The Committee recommends that a Parliamentary Task Force be established to study ways, including the Calmeadow approach, to promote self-employment, and to report to Parliament no later than April 30, 1996.

Facilitating the Transition out of Dependence

In seeking ways to encourage independence and self-sufficiency among Canadians, the programs designed to help them can sometimes prove to be an impediment to their helping themselves. The cold shower effect of losing full social assistance or unemployment insurance benefits can be so disruptive as to prevent someone from seeking a job at low pay or starting a small business.

RECOMMENDATION

While this is an area of great complexity and debate, the Committee believes that, as a matter of principle, unemployment and social assistance programs should allow for a transition period in which partial benefits continue to be paid while someone previously dependent on government assistance adapts to new circumstances.

At the outset at least, someone going into small business requires a minimal level of on-going support.

RECOMMENDATION

The Committee believes that amending assistance programs to provide for such transitional support would encourage more dependent Canadians to opt for self-employment, self-sufficiency and small business ventures.

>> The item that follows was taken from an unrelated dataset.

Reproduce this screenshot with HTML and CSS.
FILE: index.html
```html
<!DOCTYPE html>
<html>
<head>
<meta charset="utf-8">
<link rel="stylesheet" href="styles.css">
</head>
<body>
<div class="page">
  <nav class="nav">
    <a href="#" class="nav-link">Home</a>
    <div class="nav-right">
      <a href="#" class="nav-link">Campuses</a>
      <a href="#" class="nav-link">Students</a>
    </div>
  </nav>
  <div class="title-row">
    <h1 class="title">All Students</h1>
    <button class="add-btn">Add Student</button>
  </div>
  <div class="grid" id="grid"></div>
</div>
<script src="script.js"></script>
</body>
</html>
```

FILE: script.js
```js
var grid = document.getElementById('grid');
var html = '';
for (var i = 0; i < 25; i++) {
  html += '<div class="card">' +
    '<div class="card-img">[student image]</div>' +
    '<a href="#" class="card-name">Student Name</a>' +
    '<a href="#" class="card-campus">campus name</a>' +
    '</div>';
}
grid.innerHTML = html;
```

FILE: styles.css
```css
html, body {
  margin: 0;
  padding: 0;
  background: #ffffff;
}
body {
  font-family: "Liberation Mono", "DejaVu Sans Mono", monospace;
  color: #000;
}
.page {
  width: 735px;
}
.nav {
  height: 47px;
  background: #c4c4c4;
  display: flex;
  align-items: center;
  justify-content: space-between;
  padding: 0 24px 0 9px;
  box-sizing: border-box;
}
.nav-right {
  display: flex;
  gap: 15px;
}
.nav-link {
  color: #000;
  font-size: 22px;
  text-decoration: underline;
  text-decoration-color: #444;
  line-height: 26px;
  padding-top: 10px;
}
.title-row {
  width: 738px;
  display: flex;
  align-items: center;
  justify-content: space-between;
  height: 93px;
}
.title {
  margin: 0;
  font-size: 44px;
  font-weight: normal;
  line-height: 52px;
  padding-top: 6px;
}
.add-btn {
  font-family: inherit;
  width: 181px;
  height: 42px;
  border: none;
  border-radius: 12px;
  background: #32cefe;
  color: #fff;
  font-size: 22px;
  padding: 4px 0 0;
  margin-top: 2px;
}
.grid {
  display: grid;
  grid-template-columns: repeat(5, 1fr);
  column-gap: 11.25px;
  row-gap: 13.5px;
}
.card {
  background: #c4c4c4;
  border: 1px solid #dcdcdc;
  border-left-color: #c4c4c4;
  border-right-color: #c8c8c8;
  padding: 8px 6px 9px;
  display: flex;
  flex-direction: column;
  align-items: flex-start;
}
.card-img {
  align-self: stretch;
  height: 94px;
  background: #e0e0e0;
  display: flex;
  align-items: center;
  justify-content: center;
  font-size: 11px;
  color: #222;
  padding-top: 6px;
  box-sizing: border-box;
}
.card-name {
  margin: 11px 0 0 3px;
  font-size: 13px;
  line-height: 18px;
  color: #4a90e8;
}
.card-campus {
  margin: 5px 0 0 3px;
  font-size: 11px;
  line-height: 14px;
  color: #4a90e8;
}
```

The Committee recommends that assistance programs be reviewed and, where appropriate, amended.


"...we have to implement policies that give an incentive to work, not that create a disincentive to work. If I was to suggest a complete over haul of the UI system, then every body in this room would probably kill me, because it brings all kinds of transfer payments to this region of Canada. It's probably exactly the thing we need, but nobody wants to do it, because no one likes being hauled up on a carpet and called all kinds of dirty names."
Gordon Sobey, Past President, Atlantic Farmers' Council.

Direct Selling

The Direct Sellers Association (DSA) has 55 member companies and over 600,000 independent sales contractors in Canada with sales exceeding $1.1 billion. Some 81% of independent sales contractors are women and 22% of direct sellers work more than 30 hours per week. Most sales are made in the home, and cover a wide range of goods and services.

RECOMMENDATION

Direct selling is a proven way to start one's own business with a minimal investment. To facilitate direct selling in particular and commerce in general, the Committee encourages the provinces to harmonize their divergent consumer-related measures and standards, thereby reducing costs for both government and industry.

B. Tourism


"Canada today is not just compet ing with cross-border destinations or with Florida or with Hawaii. We are in competition today for the tourist dollar around the world. Europeans have a choice of coming to the Americas, going to Africa, or going to Asia."
David I. McMillan, Chairman, Hotel Association of Canada.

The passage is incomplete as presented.